Balance ton story telling : et si l'on parlait du narratif de soi ? - Umanz

Balance ton story telling : et si l’on parlait du narratif de soi ?

Un peu avant quarante ans et la très classique crise de milieu de vie, j’ai constaté que la plupart des gens poussaient d’étranges narratifs d’eux mêmes. 

Ces narratifs de soi étaient une manière pour eux de continuer à vivre et d’échapper à leurs propres contradictions.  La plupart étaient acceptables, d’autres pittoresques, certains étaient tout simplement inaudibles…Tout le monde avait un narratif, personne n’y échappait, même pas moi. 

Tout est une question d’intensité. Le problème est que ces narratifs de soi, si boursouflés au regard de la vie réelle de ceux qui les affichent, sonnent comme la pire vantardise. la pire excuse ou la farce la plus grotesque. Ce sont souvent de piteuses justifications des insuffisances, des faiblesses, de la vulnérabilité et des échecs qui jalonnent toute vie.

« Tu apprendras à tes dépens que le long de ton chemin, tu rencontreras chaque jour des millions de masques et très peu de visages. »

Luigi Pirandello

Alors pourquoi ces caches-misère ? Ces petites folies socialement acceptables pour éviter de voir la réalité en face ? Pourquoi ces vastes indulgences ? Pourquoi ces suspensions du jugement ? N’est pas t-on sensé croire ce que l’on raconte ? Comment garder un sens aigu de la décence ?

Ces accommodements viennent t-ils de notre facilité à adopter des croyances confortables ? Morgan Housel, célèbre VC et débusqueur aguerri de nos petits travers mentaux semble le penser.

“Les gens croient des choses qui ne sont pas vraies, qui ne sont que vaguement vraies, vraies mais improbables, ou vraies mais hors contexte . Faire autrement fait trop mal.

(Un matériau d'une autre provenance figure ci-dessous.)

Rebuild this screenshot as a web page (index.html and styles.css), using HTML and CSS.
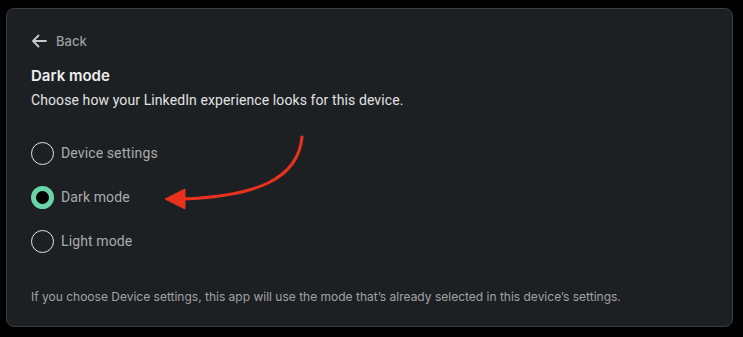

Ils se racontent des histoires, trouvent des statistiques et s’entourent d’incitations pour que leurs croyances paraissent aussi réelles que possible.

Ils le font depuis toujours.”

C’est un premier élément de réponse.

Les victimes collatérales du narratif de soi

Car le narratif de soi n’est ni neutre, ni sans effet. La première victime des narratifs de soi est l’amitié. La seconde, l’estime. Car la tristesse des narratifs de soi indéfendables est qu’ils tuent la beauté des échanges qui étaient faits, jusque là, de sincérité et d’ouverture. Ce sont des court-circuits d’authenticité.

Parfois, le story telling est tellement hors sol qu’il ne peut être rempoté…Souvent, quand les grands professionnels du narratif de soi entrent en scène. Vous vous retenez de hurler « C’est n’importe quoi ! » . Et dans ce cas, êtes vous lâche ? Ou plus modestement coupable de ce que Erving Goffman appelle l’aveuglement par délicatesse ?

Le narratif de soi comme colonne vertébrale

L’histoire de la psychologie montre pourtant que le narratif de soi reste est un fondement fort de l’identité, de la stabilité et de la construction de sens.

Selon les chercheurs Baerger et Mc Adamas, la capacité d’afficher une cohérence des histoires de vie génère des niveaux moindre de dépression et une satisfaction générale supérieure. La cohérence des narratifs influence aussi selon plusieurs études la qualité des relations.

Parfois malheureusement, le narratif frise l’autojustification mythomane. Mais à quel moment le narratif de soi devient-il faux ou intenable ?

Quand le narratif de soi déraille

Car il arrive que le narratif de soi,  nourri par l’envie et les comparaisons et dopé au mimétisme Girardien, prenne définitivement le pas sur la raison et, chez certains, déraille. 

Comme le constate amusé Rory Sutherland, publicitaire culte au UK et chroniqueur aigu de nos paradoxes contemporains:

“La raison n’est pas, comme le pensait Descartes, le département de recherche et développement du cerveau – c’est le service juridique et de relations publiques du cerveau ».

In fine, la force dévastatrice du narratif de soi n’est pas que l’on doive le défendre face aux autres, c’est qu’on doive le défendre face à soi. Une histoire permet parfois de donner sens au monde. Dans le narratif de soi, elle évite que le monde s’écroule.

Et c’est aussi son ultime paradoxe…le narratif déraille pour éviter l’accident. 

“C’est par le jeu de petits malentendus avec le réel que nous construisons nos croyances,nos espoirs-et nous vivons de croûtes de pain baptisées gâteaux, comme font les enfants pauvres qui jouent à être heureux.”

Fernando Pessoa, Le livre de l’intranquillité.